While listening to Fables From a Mayfly, it isn't too difficult to pick out Fair to Midland's greatest strength. It isn't individual performances which makes the band fun to listen to. Nor is it the way they perform as a group (though they do compliment each other very well). No, the most interesting part about Fair to Midland's music is the song writing. As mentioned earlier, they make use of a variety of music styles together to mould their sound, musical styles ranging from alternative rock to progressive rock to metal, as well as Neo-Psychedelia, and folk. The result is a very artsy sounding, well, sound that is both catchy and powerful. Interestingly enough, such influences are spread throughout the album and not fused into a singular, concrete sound. Through their superb song writing, Fair to Midland manages to slide effortlessly and effectively between the genres and make it sound, well, excellent. Another important aspect of the music is the keyboards. Handled by Matt Langley, they aren't particularly flashy. You won't be hearing any lengthy solos, nor purely electronic riffs, verses, or bridges (apart from perhaps the album's tranquil closer, Say When). But what makes the keys so essential to Fair to Midland's performance is their effect on the overall sound. Throughout most, if not all of the album's songs they provide the music with a unique texture that draws on a series of emotions ranging from sombreness (Walls of Jericho, anyone) to an upbeat attitude.

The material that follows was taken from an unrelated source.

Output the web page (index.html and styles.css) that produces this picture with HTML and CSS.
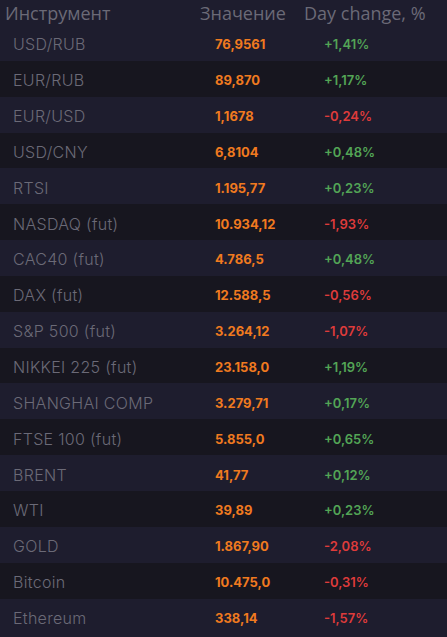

Perhaps the strongest track to be found on Fables From a Mayfly is the opener, Dance of the Manatee. The album's first single, it's the track which best reflects the values of the music. The song fluctuates between heavy and calm sections quite often, but the band pulls it off extremely well, and as result the song has a great flow to it. Particularly effective, not only here, but on virtually every track (especially the likes of Kyla Cries Cologne and Walls of Jericho) is vocalist Darroh Sudderth. Ironically, his talents are quite reflective of Fair to Midland, as he is fairly versatile in his performance. His voice often wavers between calm and peaceful to that of a melodic, high pitched wail to a guttural scream. At times Darroh also makes use of a spoken drawl, as can be heard in Vice/Versa or a combination of the soothing tones I mentioned first and said spoken verses, like A Seafarer's Knot shows us. He's quite the interesting vocalist, and his performance is one of the better elements of the record.
Overall, Fair to Midland's third full length album, Fables From a Mayfly was an excellent find and a complete surprise. The band combines an assortment of different influences into their music, giving them a unique, enjoyable sound. Fables From a Mayfly may be a tad difficult to track down, as Fair to Midland isn't exactly a major-label, chart topping group, but their latest release is definitely worth looking for. It's one of 2007's strongest releases thus far, no doubt about it.
good one, we actually state the same things in our reviews. in fact we even share 3 out of 4 recommended tracks :D i really think that this band is gonna blow big during the next year..This Message Edited On 07.18.07
This album is pretty fucking sweet. I'd recommend it to anyone who's into any kind of alternative music because the album has so much variety. I'd imagine that there's something for everyone in this album.
Oh yeah, and they have a song called "Dance of the Manatee". How fucking awesome is that?
I want to find their older stuff and having problems so far... this is awesome, and because of the music and stuff this should also appeal to those that don't usually like the radio rock and alternative bands... I'm one of those people.
I want to find their older stuff and having problems so far... this is awesome, and because of the music and stuff this should also appeal to those that don't usually like the radio rock and alternative bands
Alot of the songs on Inter.Funda.Stifle can be found here. It's pretty much this album with a few of the parts changed around + a few songs - awesome production. Still worth listening to though. And I agree on your second point.